Das Electrolux-Areal (früher Elcalor) an der Bleichemattsrasse hat sie 2011 erworben. Ursprünglich war hier ein reiner Wohnkomplex geplant – bis dann die Swissgrid ihr Interesse anmeldete. Die Stromnetzbetreiberin hat einen Mietvertrag mit einer 20-jährigen Dauer, was als sehr lange gilt. Swissgrid verfügt in Aarau über Reserveflächen. Im 1. Obergeschoss steht Raum leer, der möglicherweise an einen Dritten vermietet wird.
Die Gebäude sind in Rekordzeit erstellt worden. Als Totalunternehmerin wirkte die HRS, die Entwicklerin des Stadionprojekts. «Wir sind extrem stolz, dass ein Schweizer Unternehmer die Fassaden liefern konnte», erklärte CEO Martin Kull am Donnerstag an einer Medienkonferenz.

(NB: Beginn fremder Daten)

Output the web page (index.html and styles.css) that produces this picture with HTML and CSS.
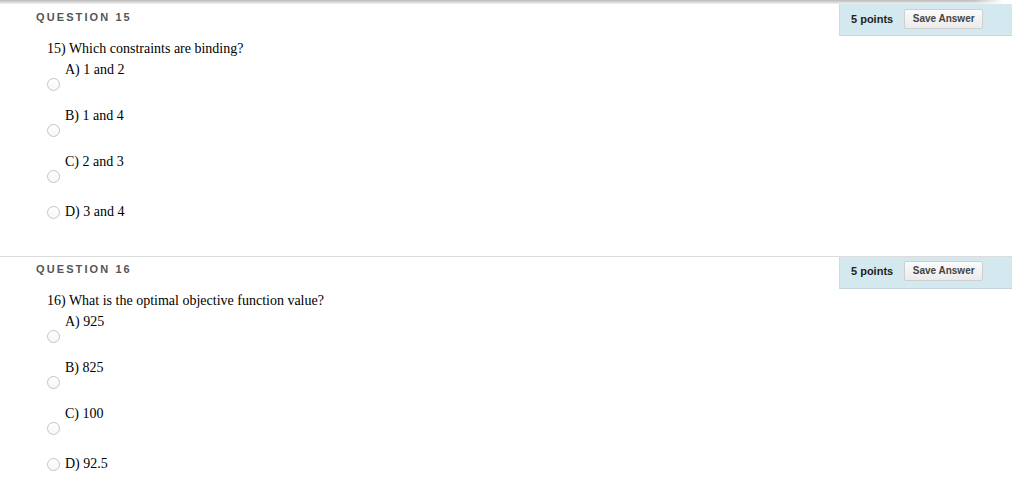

«Die technischen Sicherheitssysteme entsprechen den Anforderungen an eine nationale kritische Infrastruktur», heisst es im Gebäudebeschrieb. Im Neubau befindet sich das Hirn des schweizerischen Stromnetzes, die Netzleitstelle (eine zweite, kleinere gibt es in Prilly VD). In der Netzleitstelle arbeiten rund um die Uhr drei Operatoren. Dazu tagsüber Planungs- und Informatikspezialisten. Sie verfügt weltweit über einen der modernsten Grossbildschirme (es gibt davon erst drei), der aus 24 lasergesteuerten Monitoren besteht. Die Herausforderungen für die Operatoren (auch Dispatcher genannt) besteht darin, dass der Stromfluss heute sehr volatil ist (unter anderem wegen der Photovoltaik und der Windenergie). Und sich gleichzeitig die Gesetze der Physik (der Strom fliesst immer dort durch, wo der Widerstand am geringsten ist) nicht aushebeln lassen.
Warum hat die Swissgrid derart viel in den Neubau investiert? Weil sie sich, daraus macht CEO Yves Zumwald keinen Hehl, im Kampf um die Talente einen Vorteil erhofft: «Die Zusammenführung am neuen Standort deckt die Ansprüche von hochqualifizierten Mitarbeitern und steigert damit die Attraktivität von Swissgrid als Arbeitgeber.» Oder: «Wir steigern dadurch die Reputation als attraktiver Arbeitgeber.» Der Anteil der Swissgrid-Mitarbeitenden, die ein Fachhochschul-, Universitäts- oder ETH-Diplom besitzen, beträgt rund 80 Prozent.